Saturday 1 June 2024
Be still. Is your movement really necessary? Stop all that flickering. Hold still a minute or two, or five, or ten. Six frames a minute is plenty, or better yet, six frames an hour. Relax, and take it easy.
Animation can make me anxious. The worst, as my daughter Peggy points out, is being subjected to the two-frame boil, the beginner’s trick for keeping everything on screen in a state of aimless agitation. You’re looking at a film where nothing is actually happening, no-one is doing anything, there is no progress, but to underline that this is animation the filmmaker gives everything the jitters.
I have been watching and re-watching a talk by animator Tissa David where she describes the power of a hold, a period of several frames where a character stops moving entirely. A hold can be used for emphasis, or to build up potential energy before a violent action. The technique of boiling or shimmering destroys this, drowning out any potential drama with a continuous visual buzz.
On stillness, three moments in the Disney film Lady and the Tramp (1955) come to mind. One is a glimpse of Jim Dear and Darling’s baby. In a film where everyone moves constantly, the baby is totally still, as if dead in its cot. Perhaps here’s a clue as to why some animators are scared to stop moving.
Another memorable moment is where the two lover dogs, Lady and Tramp, follow a strand of spaghetti into a kiss — almost, but not quite, a hold.
And finally, after a night of romantic bliss, the quiet moment of Lady and her Tramp lying together under the trees in the early morning light. This isn’t quite a hold either, as the movement never totally stops, but it is the closest the film comes to pausing.
We try to hold the moment, but the animation is relentless — animation is life, and life is time, and all too soon Lady will awaken, she will recall her responsibilities and anxieties, will realise she is pregnant, and will see death’s shadow following every life that she loves, on towards that final long hold.
There are various possibilities between absolute stillness and full movement, the scenic shots with wind, or rain, or changes in lighting, or multiplane shots with parallax effects to give a feeling of stillness with subtle change. I talk to a friend, a painter, about my perverse interest in stopping movement in animation — “You will end with painting,” he says.

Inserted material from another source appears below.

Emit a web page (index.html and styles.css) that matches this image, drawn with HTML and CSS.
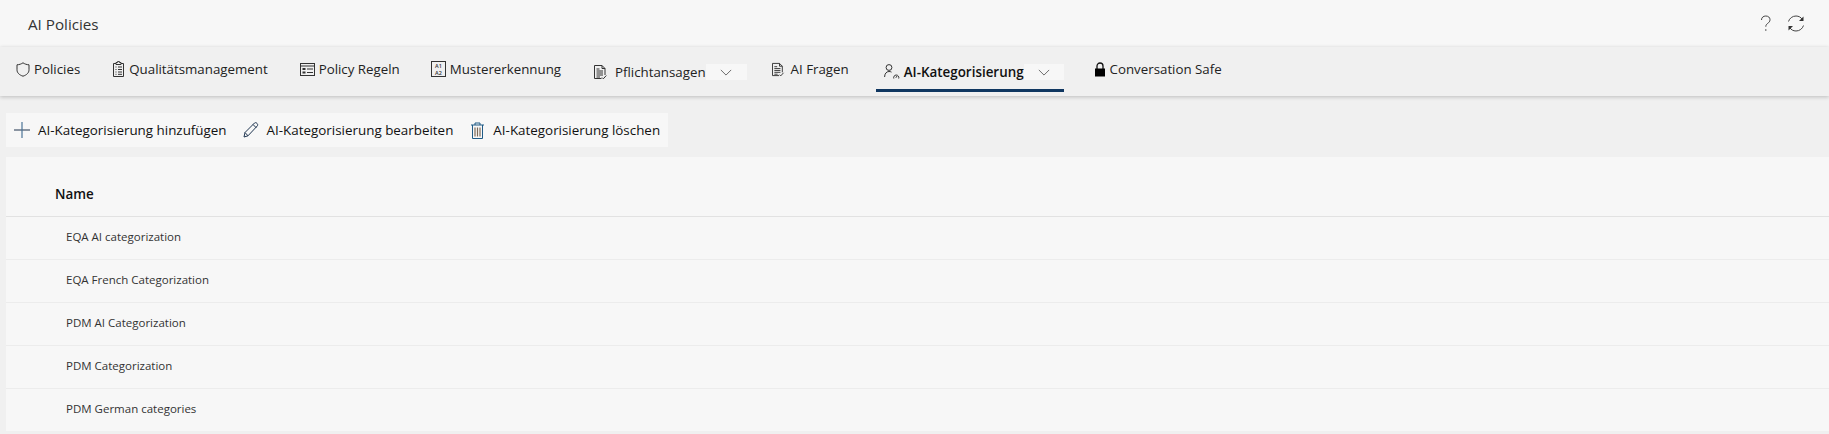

But when my friend describes his excitement in painting, he talks about the change the painting passes through during creation. The finished painting is at an apex, at the proscenium plane, and like Lady and the Tramp about to awaken, it is at a culmination of movement by the painter, to be followed by a second period of movement, into the eyes and minds of its audience, and on into meaninglessness as the audience passes away.